■ DIRECTIONS ■
Word for word, restate every line of the listing that follows.

--- start of RECORDED DATA ---

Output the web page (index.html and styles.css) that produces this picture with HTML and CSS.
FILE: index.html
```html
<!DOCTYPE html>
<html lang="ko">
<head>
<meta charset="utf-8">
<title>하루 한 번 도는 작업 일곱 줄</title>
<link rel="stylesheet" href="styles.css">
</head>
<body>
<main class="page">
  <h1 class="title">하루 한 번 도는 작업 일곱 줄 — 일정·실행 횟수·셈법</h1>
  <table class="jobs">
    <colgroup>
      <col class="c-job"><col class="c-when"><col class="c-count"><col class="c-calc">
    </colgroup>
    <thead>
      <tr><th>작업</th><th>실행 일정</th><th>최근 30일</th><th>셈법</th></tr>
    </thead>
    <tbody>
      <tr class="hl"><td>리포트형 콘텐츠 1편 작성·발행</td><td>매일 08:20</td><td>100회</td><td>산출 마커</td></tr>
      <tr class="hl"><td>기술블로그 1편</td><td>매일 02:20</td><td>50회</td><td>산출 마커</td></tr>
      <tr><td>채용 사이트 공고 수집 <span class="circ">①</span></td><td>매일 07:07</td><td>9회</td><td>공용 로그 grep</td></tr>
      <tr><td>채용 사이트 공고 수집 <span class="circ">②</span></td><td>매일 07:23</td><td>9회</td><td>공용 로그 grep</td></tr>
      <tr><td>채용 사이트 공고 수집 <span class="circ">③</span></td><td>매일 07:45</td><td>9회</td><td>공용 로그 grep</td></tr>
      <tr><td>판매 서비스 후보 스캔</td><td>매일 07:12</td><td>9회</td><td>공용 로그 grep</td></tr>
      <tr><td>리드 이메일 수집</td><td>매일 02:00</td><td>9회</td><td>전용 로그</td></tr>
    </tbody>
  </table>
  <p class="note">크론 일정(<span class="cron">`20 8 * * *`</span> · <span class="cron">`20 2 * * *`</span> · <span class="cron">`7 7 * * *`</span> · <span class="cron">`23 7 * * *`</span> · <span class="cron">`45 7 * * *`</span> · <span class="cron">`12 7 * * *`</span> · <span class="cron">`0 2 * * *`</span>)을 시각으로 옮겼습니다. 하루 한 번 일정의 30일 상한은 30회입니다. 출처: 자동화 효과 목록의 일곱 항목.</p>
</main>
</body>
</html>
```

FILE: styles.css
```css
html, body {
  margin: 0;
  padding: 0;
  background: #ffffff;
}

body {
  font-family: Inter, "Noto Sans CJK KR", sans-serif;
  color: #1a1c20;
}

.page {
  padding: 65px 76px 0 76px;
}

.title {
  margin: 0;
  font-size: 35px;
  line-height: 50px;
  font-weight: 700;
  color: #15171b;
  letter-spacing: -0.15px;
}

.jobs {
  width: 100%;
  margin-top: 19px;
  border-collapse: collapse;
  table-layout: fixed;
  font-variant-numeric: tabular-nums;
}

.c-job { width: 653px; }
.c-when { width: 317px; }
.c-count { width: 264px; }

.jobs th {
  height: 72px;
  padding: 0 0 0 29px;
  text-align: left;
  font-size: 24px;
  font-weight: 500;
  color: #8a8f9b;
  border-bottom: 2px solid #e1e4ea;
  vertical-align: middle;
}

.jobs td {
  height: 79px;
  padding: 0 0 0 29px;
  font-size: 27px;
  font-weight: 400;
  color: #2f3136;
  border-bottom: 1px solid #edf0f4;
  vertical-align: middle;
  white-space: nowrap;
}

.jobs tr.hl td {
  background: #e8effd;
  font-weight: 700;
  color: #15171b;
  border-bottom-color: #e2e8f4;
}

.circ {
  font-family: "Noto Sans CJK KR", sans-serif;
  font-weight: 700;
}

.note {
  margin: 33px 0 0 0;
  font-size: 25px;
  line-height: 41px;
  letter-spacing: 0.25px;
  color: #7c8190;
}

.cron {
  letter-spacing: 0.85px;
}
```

--- end of RECORDED DATA ---

■ ANSWER BELOW ■
Output the web page (index.html and styles.css) that produces this picture with HTML and CSS.
FILE: index.html
```html
<!DOCTYPE html>
<html lang="ko">
<head>
<meta charset="utf-8">
<title>하루 한 번 도는 작업 일곱 줄</title>
<link rel="stylesheet" href="styles.css">
</head>
<body>
<main class="page">
  <h1 class="title">하루 한 번 도는 작업 일곱 줄 — 일정·실행 횟수·셈법</h1>
  <table class="jobs">
    <colgroup>
      <col class="c-job"><col class="c-when"><col class="c-count"><col class="c-calc">
    </colgroup>
    <thead>
      <tr><th>작업</th><th>실행 일정</th><th>최근 30일</th><th>셈법</th></tr>
    </thead>
    <tbody>
      <tr class="hl"><td>리포트형 콘텐츠 1편 작성·발행</td><td>매일 08:20</td><td>100회</td><td>산출 마커</td></tr>
      <tr class="hl"><td>기술블로그 1편</td><td>매일 02:20</td><td>50회</td><td>산출 마커</td></tr>
      <tr><td>채용 사이트 공고 수집 <span class="circ">①</span></td><td>매일 07:07</td><td>9회</td><td>공용 로그 grep</td></tr>
      <tr><td>채용 사이트 공고 수집 <span class="circ">②</span></td><td>매일 07:23</td><td>9회</td><td>공용 로그 grep</td></tr>
      <tr><td>채용 사이트 공고 수집 <span class="circ">③</span></td><td>매일 07:45</td><td>9회</td><td>공용 로그 grep</td></tr>
      <tr><td>판매 서비스 후보 스캔</td><td>매일 07:12</td><td>9회</td><td>공용 로그 grep</td></tr>
      <tr><td>리드 이메일 수집</td><td>매일 02:00</td><td>9회</td><td>전용 로그</td></tr>
    </tbody>
  </table>
  <p class="note">크론 일정(<span class="cron">`20 8 * * *`</span> · <span class="cron">`20 2 * * *`</span> · <span class="cron">`7 7 * * *`</span> · <span class="cron">`23 7 * * *`</span> · <span class="cron">`45 7 * * *`</span> · <span class="cron">`12 7 * * *`</span> · <span class="cron">`0 2 * * *`</span>)을 시각으로 옮겼습니다. 하루 한 번 일정의 30일 상한은 30회입니다. 출처: 자동화 효과 목록의 일곱 항목.</p>
</main>
</body>
</html>
```

FILE: styles.css
```css
html, body {
  margin: 0;
  padding: 0;
  background: #ffffff;
}

body {
  font-family: Inter, "Noto Sans CJK KR", sans-serif;
  color: #1a1c20;
}

.page {
  padding: 65px 76px 0 76px;
}

.title {
  margin: 0;
  font-size: 35px;
  line-height: 50px;
  font-weight: 700;
  color: #15171b;
  letter-spacing: -0.15px;
}

.jobs {
  width: 100%;
  margin-top: 19px;
  border-collapse: collapse;
  table-layout: fixed;
  font-variant-numeric: tabular-nums;
}

.c-job { width: 653px; }
.c-when { width: 317px; }
.c-count { width: 264px; }

.jobs th {
  height: 72px;
  padding: 0 0 0 29px;
  text-align: left;
  font-size: 24px;
  font-weight: 500;
  color: #8a8f9b;
  border-bottom: 2px solid #e1e4ea;
  vertical-align: middle;
}

.jobs td {
  height: 79px;
  padding: 0 0 0 29px;
  font-size: 27px;
  font-weight: 400;
  color: #2f3136;
  border-bottom: 1px solid #edf0f4;
  vertical-align: middle;
  white-space: nowrap;
}

.jobs tr.hl td {
  background: #e8effd;
  font-weight: 700;
  color: #15171b;
  border-bottom-color: #e2e8f4;
}

.circ {
  font-family: "Noto Sans CJK KR", sans-serif;
  font-weight: 700;
}

.note {
  margin: 33px 0 0 0;
  font-size: 25px;
  line-height: 41px;
  letter-spacing: 0.25px;
  color: #7c8190;
}

.cron {
  letter-spacing: 0.85px;
}
```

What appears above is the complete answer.